_TASK DIRECTIONS_. Print the listing from its top line through the line containing "const rows = [183, 80, 144, 102, 0]", nothing more, and leave out the pictures.
::: MATERIAL :::
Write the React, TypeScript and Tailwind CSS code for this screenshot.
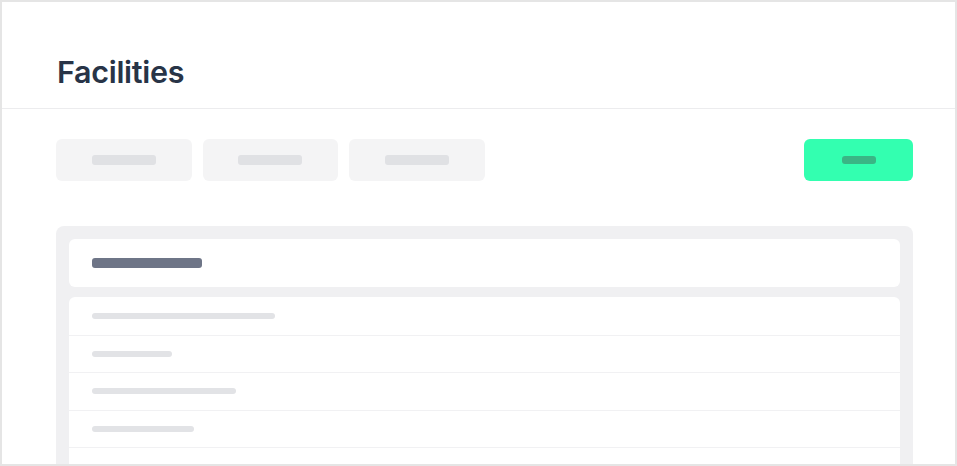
const filters = [1, 2, 3]
const rows = [183, 80, 144, 102, 0]

export default function App() {
  return (
    <div className="h-[466px] w-[957px] overflow-hidden border-2 border-[#e5e5e5] bg-white font-['Inter',sans-serif]">
      <header className="h-[107px] border-b border-[#ececee] pl-[55px] pt-[51px]">
        <h1 className="text-[30.5px] leading-[38px] font-semibold tracking-[-0.3px] text-[#283447]">
          Facilities
        </h1>
      </header>

      <main className="pl-[54px] pr-[42px] pt-[30px]">
        <div className="flex items-center justify-between">
          <div className="flex gap-[11px]">
            {filters.map((f) => (
              <div
                key={f}
                className="flex h-[42px] w-[135.5px] items-center justify-center rounded-[6px] bg-[#f4f4f5]"
              >
                <div className="h-[10px] w-[64px] rounded-[3px] bg-[#e0e1e4]" />
              </div>
            ))}
          </div>
          <button className="flex h-[42px] w-[109px] items-center justify-center rounded-[6px] bg-[#33ffb0]">
            <span className="h-[8px] w-[34px] rounded-[3px] bg-[#3ab585]" />
          </button>
        </div>

        <section className="mt-[45px] rounded-[8px] bg-[#f0f0f2] px-[13px] pt-[13px]">
          <div className="flex h-[48px] items-center rounded-[6px] bg-white px-[23px]">
            <div className="h-[10px] w-[110px] rounded-[3px] bg-[#6e7587]" />
          </div>
          <div className="mt-[10px] rounded-t-[6px] bg-white pt-[1px]">
            {rows.map((w, i) => (
              <div
                key={i}
                className="flex h-[37.5px] items-center border-b border-[#f1f1f3] px-[23px]"
              >
                {w > 0 && (
                  <div className="h-[6px] rounded-full bg-[#e2e3e6]" style={{ width: w }} />
                )}
              </div>
            ))}
          </div>
        </section>
      </main>
    </div>
  )
}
:::
_RESPONSE TO THE EXERCISE_.
Write the React, TypeScript and Tailwind CSS code for this screenshot.
const filters = [1, 2, 3]
const rows = [183, 80, 144, 102, 0]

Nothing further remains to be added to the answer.